O senhor já criticou o voto em lista fechada, que é defendido pelo PT. E o voto distrital, como quer o PSDB?

O distrital, na minha avaliação, não tem a menor possibilidade de ser adotado no Brasil nos próximos anos. O problema é que precisa alterar a Constituição, precisa de aprovação de três quintos do Congresso. Então para nós esse debate está simplesmente descartado. O Congresso não consegue votar nem lei ordinária sobre questão eleitoral. Então é um muro intransponível. Mas eu também vejo muitos problemas práticos na implantação do voto distrital. A começar por quem vai definir e como serão definidos os distritos. Porque o desenho do distrito define quem será o eleito. Então na hora de definir os distritos haveria um impacto enorme. Eu afirmo que não há diálogo político interpartidário suficiente para chegar em consensos sobre isso. Então é um debate infrutífero.
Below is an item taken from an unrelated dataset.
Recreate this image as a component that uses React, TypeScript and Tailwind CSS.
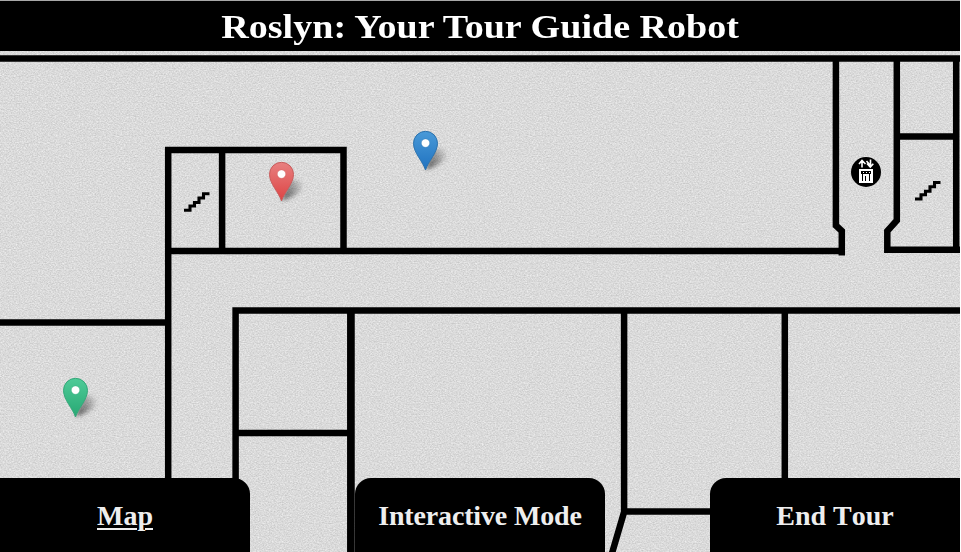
type PinProps = { id: string; x: number; y: number; top: string; bottom: string; edge: string };

const pins: PinProps[] = [
  { id: 'red', x: 281.5, y: 201.3, top: '#e88080', bottom: '#dd4343', edge: '#c85c5c' },
  { id: 'blue', x: 425.5, y: 170.3, top: '#4a9ad8', bottom: '#1f72c0', edge: '#2c72ad' },
  { id: 'green', x: 75.5, y: 417.3, top: '#4fcb98', bottom: '#27a873', edge: '#35a87a' },
];

function Pin({ id, x, y, top, bottom, edge }: PinProps) {
  return (
    <g transform={`translate(${x} ${y})`}>
      <defs>
        <linearGradient id={id} x1="0" y1="0" x2="0" y2="1">
          <stop offset="0" stopColor={top} />
          <stop offset="1" stopColor={bottom} />
        </linearGradient>
      </defs>
      <path d="M0 -1 L7 -19 C12 -24 23 -21 21 -14 C19 -8 7 -2 0 -1Z" fill="url(#pinShade)" filter="url(#soft)" />
      <path
        d="M0 -.3 C-2.4 -8.5 -12 -17.5 -12 -27 A12 12 0 0 1 12 -27 C12 -17.5 2.4 -8.5 0 -.3Z"
        fill={`url(#${id})`}
        stroke={edge}
        strokeWidth="1"
      />
      <circle cx="0" cy="-27.2" r="4.2" fill="#fff" stroke={edge} strokeOpacity=".5" strokeWidth=".7" />
    </g>
  );
}

function Stairs({ x, y }: { x: number; y: number }) {
  return (
    <path
      transform={`translate(${x} ${y})`}
      d="M0 18.2 H6 V14 H10.5 V10.5 H15 V6 H19.5 V1.7 H25.5"
      fill="none"
      stroke="#000"
      strokeWidth="3.1"
    />
  );
}

function Elevator() {
  return (
    <g transform="translate(851 157)">
      <circle cx="15" cy="15" r="15" fill="#000" />
      <path
        d="M11 10.5 V4 M8 7 L11 3.5 L14.5 7 M15.5 4 L19 8 M19.5 2.5 V9.5 M16 6.5 L19.3 10 L22.3 6.8"
        fill="none"
        stroke="#fff"
        strokeWidth="1.6"
      />
      <rect x="8" y="12" width="14" height="14" fill="#fff" />
      <path d="M10 14h10v3H10z" fill="#000" />
      <path d="M12 15h1v1h-1zM15 15h1v1h-1zM18 15h1v1h-1z" fill="#fff" />
      <path d="M11.5 17v7M14.5 19v5M18.5 17v7" stroke="#000" strokeWidth="1" />
    </g>
  );
}

function FloorMap() {
  return (
    <svg className="block h-full w-full" viewBox="0 51 961 501" aria-label="Floor map">
      <defs>
        <filter id="grain" x="0" y="0" width="100%" height="100%" colorInterpolationFilters="sRGB">
          <feTurbulence type="fractalNoise" baseFrequency="0.62 0.85" numOctaves="2" seed="7" />
          <feColorMatrix values=".22 0 0 0 .745  .22 0 0 0 .745  .22 0 0 0 .745  0 0 0 0 1" />
        </filter>
        <filter id="soft" x="-30%" y="-30%" width="160%" height="160%">
          <feGaussianBlur stdDeviation="1.9" />
        </filter>
        <linearGradient id="pinShade" x1="0" y1=".7" x2="1" y2=".3">
          <stop offset="0" stopColor="#000" stopOpacity=".6" />
          <stop offset="1" stopColor="#000" stopOpacity=".06" />
        </linearGradient>
      </defs>
      <rect x="0" y="51" width="960" height="501" filter="url(#grain)" />
      <g fill="none" stroke="#000" strokeWidth="6.5">
        <path d="M0 58.4H960" />
        <path d="M0 322.5H168" />
        <path d="M168.2 552V150H343.5V251" />
        <path d="M222.1 150V251M168 251H845" />
        <path d="M835.9 58V225.5L841.8 231V255.5" />
        <path d="M896.8 58V220.5L887.3 231V249.8H960" />
        <path d="M956.2 58V250M897 136.4H956" />
        <path d="M960 310.5H235.6V552" />
        <path d="M350.9 310V552" strokeWidth="7.7" />
        <path d="M236 433H351M784.8 310V480" />
        <path d="M624.1 310V512L611.5 555M624 511.4H712" />
      </g>
      <Stairs x={184} y={192} />
      <Stairs x={915} y={180.8} />
      <Elevator />
      {pins.map((pin) => (
        <Pin key={pin.id} {...pin} />
      ))}
    </svg>
  );
}

const tab =
  'flex h-[74px] w-[250px] items-center justify-center bg-black pt-[2px] font-["Liberation_Serif",serif] text-[28px] leading-none font-bold text-[#eee] [font-kerning:none]';

export default function App() {
  return (
    <div className="relative flex h-[552px] w-[961px] flex-col overflow-hidden bg-white">
      <header className="flex h-[51px] w-[960px] shrink-0 items-center justify-center border-t border-[#a8a8a8] bg-black pt-[2px]">
        <h1 className='scale-x-[1.12] whitespace-nowrap font-["Liberation_Serif",serif] text-[34px] leading-none font-bold text-white'>
          Roslyn: Your Tour Guide Robot
        </h1>
      </header>
      <main className="min-h-0 flex-1">
        <FloorMap />
      </main>
      <nav className="absolute bottom-0 left-0 flex w-[960px] justify-between">
        <a className={`${tab} rounded-tr-[16px]`}>
          <span className="underline decoration-2 underline-offset-[3px]">Map</span>
        </a>
        <a className={`${tab} rounded-t-[16px] tracking-[-0.15px]`}>Interactive Mode</a>
        <a className={`${tab} rounded-tl-[16px]`}>End Tour</a>
      </nav>
    </div>
  );
}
Vocês dizem que esse modelo eleitoral que está sendo proposto seria mais barato. Mas no caso das eleições municipais, o país passaria a ter que fazer eleição de vereador em dois turnos em 5.564 municípios. Até os municípios nanicos teriam dois turnos. Como pode ser mais barato?
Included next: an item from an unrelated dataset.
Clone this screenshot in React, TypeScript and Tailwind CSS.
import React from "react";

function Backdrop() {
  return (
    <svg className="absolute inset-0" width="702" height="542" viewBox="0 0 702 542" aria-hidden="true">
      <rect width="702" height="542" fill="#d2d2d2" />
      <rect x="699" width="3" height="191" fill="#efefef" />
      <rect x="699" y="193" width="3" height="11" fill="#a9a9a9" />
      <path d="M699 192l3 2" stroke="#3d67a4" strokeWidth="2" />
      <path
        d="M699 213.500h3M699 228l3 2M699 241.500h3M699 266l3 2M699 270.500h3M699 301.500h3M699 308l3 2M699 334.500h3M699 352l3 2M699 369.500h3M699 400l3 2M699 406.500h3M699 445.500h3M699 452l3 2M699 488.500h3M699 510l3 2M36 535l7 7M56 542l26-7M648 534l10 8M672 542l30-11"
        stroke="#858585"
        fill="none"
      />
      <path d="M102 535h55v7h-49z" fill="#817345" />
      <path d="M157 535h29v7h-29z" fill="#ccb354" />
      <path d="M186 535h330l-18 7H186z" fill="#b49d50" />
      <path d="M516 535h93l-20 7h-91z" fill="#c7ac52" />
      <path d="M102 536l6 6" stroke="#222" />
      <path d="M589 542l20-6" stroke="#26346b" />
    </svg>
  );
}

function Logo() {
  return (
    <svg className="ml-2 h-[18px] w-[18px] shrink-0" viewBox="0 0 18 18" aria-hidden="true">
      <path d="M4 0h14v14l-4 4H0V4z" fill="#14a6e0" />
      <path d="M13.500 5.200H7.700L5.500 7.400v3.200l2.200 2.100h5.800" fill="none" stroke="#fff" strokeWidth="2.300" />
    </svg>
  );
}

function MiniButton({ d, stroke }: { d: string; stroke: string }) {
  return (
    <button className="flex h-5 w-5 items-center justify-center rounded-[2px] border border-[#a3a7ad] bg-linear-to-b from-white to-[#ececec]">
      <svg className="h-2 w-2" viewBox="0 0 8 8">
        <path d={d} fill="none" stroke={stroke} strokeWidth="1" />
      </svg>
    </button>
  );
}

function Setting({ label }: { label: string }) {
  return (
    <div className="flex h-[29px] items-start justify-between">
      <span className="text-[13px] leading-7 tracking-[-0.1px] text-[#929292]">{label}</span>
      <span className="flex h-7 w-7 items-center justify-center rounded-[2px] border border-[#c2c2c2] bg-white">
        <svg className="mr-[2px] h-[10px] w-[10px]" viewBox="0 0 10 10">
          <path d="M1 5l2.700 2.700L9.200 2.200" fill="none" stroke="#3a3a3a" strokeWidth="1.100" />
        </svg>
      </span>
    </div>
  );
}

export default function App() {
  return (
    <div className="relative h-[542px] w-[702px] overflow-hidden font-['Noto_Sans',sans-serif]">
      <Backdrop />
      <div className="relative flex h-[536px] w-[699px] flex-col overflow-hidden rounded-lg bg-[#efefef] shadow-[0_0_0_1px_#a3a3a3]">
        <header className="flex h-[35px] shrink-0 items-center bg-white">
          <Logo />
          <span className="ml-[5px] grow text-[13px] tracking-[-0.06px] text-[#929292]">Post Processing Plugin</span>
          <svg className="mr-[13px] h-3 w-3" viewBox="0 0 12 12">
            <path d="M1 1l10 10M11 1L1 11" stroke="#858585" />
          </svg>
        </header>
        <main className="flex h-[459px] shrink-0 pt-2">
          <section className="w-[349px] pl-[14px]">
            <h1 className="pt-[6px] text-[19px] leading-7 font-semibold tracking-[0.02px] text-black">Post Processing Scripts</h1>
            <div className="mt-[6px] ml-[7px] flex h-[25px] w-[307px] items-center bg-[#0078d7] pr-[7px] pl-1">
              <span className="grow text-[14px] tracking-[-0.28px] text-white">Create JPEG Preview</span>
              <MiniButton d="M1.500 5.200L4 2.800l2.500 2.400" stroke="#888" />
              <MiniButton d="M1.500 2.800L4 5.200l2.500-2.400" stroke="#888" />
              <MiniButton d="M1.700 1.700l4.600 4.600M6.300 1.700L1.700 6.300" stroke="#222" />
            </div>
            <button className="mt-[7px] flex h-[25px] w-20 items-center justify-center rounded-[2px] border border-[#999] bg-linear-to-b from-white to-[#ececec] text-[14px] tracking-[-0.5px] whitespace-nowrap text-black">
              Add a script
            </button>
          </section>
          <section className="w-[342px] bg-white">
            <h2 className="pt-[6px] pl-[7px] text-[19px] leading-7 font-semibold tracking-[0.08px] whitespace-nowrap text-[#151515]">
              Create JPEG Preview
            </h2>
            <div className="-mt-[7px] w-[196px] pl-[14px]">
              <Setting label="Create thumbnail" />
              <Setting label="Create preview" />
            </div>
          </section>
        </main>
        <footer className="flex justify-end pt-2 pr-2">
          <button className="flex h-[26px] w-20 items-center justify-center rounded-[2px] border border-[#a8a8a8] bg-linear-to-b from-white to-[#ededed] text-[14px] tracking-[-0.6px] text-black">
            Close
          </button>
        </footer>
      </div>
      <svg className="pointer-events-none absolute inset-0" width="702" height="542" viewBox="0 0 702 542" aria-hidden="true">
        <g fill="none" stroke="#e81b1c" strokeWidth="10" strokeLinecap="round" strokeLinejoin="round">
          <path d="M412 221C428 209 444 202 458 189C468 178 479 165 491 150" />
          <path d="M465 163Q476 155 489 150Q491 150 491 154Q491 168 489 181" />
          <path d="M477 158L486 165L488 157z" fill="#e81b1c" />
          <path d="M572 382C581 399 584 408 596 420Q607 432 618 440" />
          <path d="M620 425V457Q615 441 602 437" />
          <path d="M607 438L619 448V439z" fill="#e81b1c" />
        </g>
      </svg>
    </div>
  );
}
Barateia. Não é o que parece. Olha só: as eleições em Minas Gerais em 2010 tiveram dois turnos em todos os municípios, porque era presidencial e de governador, e custaram R$ 29 milhões [para a Justiça Eleitoral]. Já as eleições municipais de 2012 em Minas, com segundo turno em só cinco municípios, custaram R$ 49 milhões. Por que? O aumento do custo de pessoal nas eleições municipais é incrivelmente maior. E isso tem relação com o número expressivo de candidatos. Agora, a verba de custeio, infraestrutura, logística, muda pouco com um ou dois turnos. O valor para fazer segundo turno é meramente residual. A urna já saiu da capital e já foi mandada para a cidade pequena, o custo de logística já foi feito, o mesário já foi treinado. O aumento da logística é de 12%, mas [com o novo modelo] haveria uma economia impressionante no custo de pessoal. Então o custo geral das eleições seria reduzido. Pode parecer paradoxal, mas podemos mostrar isso matematicamente. A variável que mais impacta nos custos não é o número de turnos, mas o número de candidatos.

O projeto diz que a lista de candidatos que cada partido assegurará "a proporcionalidade mínima de dois candidatos de um gênero para um de outro, em sucessivo, até não poder ser apresentado novo grupo de três que respeita-a proporção e a ordem". O que isso significa?

Hoje já tem cota de gênero de candidatura de 30%. Então colocamos de uma forma para respeitar isso, na proporção de 2 para 1. Assim não será possível para o partido formar uma lista só de homens ou só de mulheres. É uma maneira de não haver retrocesso.

Muita gente coloca em dúvida a questão do financiamento público. Hoje não há incentivo para o candidato fazer caixa dois, afinal ele pode arrecadar e registrar o quanto quiser. No modelo que vocês estão propondo de financiamento majoritariamente público, com teto para doações privadas, o caixa dois não poderá aumentar? Como o senhor responde?

Se isso fosse assim, a liberalidade total de hoje já teria eliminado o caixa dois. Mas tem. E não é pouco, você sabe disso. É falso imaginar que o sistema eleitoral influencia isso. O que reduz o caixa dois é o controle social e a transparência. O que colocamos no projeto para reduzir o caixa dois é a obrigatoriedade de prestação de contas on-line. Se o eleitor nota um gasto estranho, pode ir imediatamente na internet verificar se aquilo está declarado. A conta da campanha será em tempo real. Também [propomos] a punição criminal contra caixa dois, que não existe hoje. Aliás, isso é até usado pela defesa de quem é acusado, que alega recursos não contabilizados. Poderá ter caixa dois, como tem hoje, mas o que combate caixa dois é o controle institucional e o controle social.